Select every line holding the word "index" and copy it.

* START *

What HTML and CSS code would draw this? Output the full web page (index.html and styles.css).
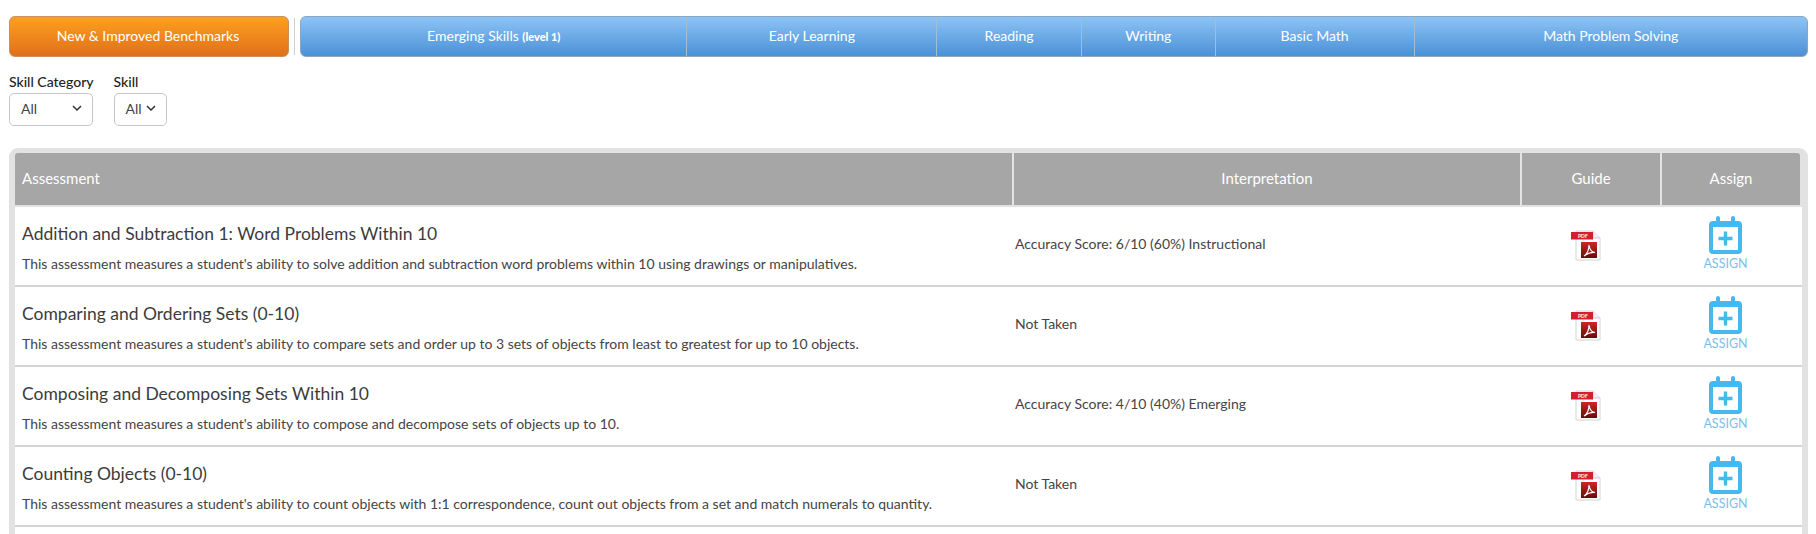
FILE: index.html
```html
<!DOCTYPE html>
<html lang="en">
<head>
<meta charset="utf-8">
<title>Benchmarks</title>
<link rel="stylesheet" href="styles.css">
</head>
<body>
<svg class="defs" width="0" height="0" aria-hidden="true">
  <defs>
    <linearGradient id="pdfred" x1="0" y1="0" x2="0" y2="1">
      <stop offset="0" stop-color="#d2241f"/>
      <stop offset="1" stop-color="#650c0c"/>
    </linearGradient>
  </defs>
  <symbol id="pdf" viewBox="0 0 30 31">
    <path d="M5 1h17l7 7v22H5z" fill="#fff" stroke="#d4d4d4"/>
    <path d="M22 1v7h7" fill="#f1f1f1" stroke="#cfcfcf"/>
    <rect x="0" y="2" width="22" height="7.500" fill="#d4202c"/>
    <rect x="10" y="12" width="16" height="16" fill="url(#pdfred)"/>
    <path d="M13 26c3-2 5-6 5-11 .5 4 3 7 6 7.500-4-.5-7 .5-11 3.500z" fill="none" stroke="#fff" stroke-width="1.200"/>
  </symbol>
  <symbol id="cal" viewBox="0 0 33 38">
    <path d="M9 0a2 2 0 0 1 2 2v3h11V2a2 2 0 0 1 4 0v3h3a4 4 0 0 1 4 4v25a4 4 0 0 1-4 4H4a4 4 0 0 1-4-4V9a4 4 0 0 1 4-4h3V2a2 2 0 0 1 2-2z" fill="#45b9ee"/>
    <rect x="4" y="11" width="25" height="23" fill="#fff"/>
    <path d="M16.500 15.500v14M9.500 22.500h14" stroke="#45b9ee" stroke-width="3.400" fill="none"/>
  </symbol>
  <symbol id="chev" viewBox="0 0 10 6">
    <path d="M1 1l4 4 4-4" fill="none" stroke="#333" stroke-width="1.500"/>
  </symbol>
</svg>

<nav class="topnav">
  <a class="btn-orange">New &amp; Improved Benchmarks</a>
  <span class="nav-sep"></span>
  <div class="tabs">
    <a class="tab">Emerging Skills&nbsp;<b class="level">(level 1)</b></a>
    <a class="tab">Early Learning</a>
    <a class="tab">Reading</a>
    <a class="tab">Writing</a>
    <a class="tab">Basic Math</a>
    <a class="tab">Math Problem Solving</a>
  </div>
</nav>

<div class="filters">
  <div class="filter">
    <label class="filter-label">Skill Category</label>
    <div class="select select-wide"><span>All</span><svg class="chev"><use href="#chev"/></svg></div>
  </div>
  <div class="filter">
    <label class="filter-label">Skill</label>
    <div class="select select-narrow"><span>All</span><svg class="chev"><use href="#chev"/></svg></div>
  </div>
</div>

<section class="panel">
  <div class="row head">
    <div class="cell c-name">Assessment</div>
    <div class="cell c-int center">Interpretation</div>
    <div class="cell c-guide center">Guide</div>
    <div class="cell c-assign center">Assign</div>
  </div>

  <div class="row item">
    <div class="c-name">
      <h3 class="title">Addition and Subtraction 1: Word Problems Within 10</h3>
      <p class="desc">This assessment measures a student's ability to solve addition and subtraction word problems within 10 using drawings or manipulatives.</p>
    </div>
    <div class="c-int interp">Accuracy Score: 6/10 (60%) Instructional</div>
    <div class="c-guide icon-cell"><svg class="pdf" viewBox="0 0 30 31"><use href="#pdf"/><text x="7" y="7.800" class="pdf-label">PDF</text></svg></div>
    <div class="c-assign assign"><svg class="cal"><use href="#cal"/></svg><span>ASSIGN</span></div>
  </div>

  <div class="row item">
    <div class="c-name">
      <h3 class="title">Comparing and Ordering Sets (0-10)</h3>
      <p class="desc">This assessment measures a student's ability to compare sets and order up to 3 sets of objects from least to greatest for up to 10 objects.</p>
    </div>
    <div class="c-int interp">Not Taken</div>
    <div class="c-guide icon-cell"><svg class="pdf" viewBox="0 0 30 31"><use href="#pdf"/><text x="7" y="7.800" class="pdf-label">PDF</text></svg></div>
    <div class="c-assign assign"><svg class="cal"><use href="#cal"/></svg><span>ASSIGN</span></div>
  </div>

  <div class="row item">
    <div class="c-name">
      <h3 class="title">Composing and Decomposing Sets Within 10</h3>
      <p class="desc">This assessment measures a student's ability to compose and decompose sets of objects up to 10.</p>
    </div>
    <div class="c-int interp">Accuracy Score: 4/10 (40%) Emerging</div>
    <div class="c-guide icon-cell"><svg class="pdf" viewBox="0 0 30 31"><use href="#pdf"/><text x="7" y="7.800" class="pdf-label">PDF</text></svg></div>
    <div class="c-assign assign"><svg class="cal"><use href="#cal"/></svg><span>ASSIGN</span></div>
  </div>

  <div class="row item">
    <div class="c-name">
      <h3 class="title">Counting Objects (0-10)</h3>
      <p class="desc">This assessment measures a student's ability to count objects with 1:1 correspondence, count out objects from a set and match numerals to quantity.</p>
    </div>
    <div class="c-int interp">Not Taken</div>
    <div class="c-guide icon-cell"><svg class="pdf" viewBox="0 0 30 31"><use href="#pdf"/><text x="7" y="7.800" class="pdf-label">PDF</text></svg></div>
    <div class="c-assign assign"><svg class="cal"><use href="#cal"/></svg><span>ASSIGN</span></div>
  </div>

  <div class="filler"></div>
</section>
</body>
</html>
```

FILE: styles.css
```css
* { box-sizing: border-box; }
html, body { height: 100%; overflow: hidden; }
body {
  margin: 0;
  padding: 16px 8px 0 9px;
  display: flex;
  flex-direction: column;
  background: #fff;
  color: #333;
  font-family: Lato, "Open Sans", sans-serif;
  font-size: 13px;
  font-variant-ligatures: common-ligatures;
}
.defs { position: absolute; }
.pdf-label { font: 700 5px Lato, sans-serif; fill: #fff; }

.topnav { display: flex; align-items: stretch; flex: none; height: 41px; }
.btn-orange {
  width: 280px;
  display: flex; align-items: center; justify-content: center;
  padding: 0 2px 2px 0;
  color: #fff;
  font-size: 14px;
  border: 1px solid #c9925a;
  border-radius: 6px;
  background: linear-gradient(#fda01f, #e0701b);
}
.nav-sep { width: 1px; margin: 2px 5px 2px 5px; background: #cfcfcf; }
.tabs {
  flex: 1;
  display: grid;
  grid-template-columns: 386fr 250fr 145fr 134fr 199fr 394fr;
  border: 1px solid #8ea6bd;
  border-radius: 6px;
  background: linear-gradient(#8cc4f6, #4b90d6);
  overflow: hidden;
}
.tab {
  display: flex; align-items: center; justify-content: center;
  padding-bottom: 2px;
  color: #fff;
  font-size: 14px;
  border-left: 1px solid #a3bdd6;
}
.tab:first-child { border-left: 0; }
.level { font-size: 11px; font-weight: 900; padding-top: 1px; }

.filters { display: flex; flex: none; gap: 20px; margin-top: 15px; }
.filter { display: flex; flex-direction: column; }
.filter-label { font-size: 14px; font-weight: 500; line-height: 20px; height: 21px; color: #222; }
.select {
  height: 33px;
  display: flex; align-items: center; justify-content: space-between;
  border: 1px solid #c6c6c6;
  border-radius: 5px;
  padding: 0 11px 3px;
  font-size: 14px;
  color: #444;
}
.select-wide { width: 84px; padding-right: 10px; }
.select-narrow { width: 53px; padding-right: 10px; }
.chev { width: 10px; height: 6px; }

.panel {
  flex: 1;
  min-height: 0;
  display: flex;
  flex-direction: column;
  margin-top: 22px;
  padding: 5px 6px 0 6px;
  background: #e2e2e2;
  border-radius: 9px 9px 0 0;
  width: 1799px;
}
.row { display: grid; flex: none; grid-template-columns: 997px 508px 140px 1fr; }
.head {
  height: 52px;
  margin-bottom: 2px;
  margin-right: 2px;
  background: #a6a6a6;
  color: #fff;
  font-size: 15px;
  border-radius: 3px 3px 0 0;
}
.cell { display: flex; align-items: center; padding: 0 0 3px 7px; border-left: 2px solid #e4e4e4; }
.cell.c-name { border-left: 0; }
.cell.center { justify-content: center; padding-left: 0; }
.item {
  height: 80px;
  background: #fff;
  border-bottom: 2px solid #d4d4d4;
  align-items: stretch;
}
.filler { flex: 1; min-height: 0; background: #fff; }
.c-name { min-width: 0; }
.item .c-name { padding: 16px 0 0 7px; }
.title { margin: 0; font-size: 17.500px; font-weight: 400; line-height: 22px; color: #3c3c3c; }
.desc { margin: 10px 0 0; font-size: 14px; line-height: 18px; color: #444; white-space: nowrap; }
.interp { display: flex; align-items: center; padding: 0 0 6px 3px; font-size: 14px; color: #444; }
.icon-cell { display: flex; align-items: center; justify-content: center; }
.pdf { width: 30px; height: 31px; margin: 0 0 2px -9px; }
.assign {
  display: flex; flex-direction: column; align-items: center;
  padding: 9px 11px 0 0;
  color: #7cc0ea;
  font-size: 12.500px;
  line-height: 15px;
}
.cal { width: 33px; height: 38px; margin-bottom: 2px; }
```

* END *

> [Written answer]:
What HTML and CSS code would draw this? Output the full web page (index.html and styles.css).
FILE: index.html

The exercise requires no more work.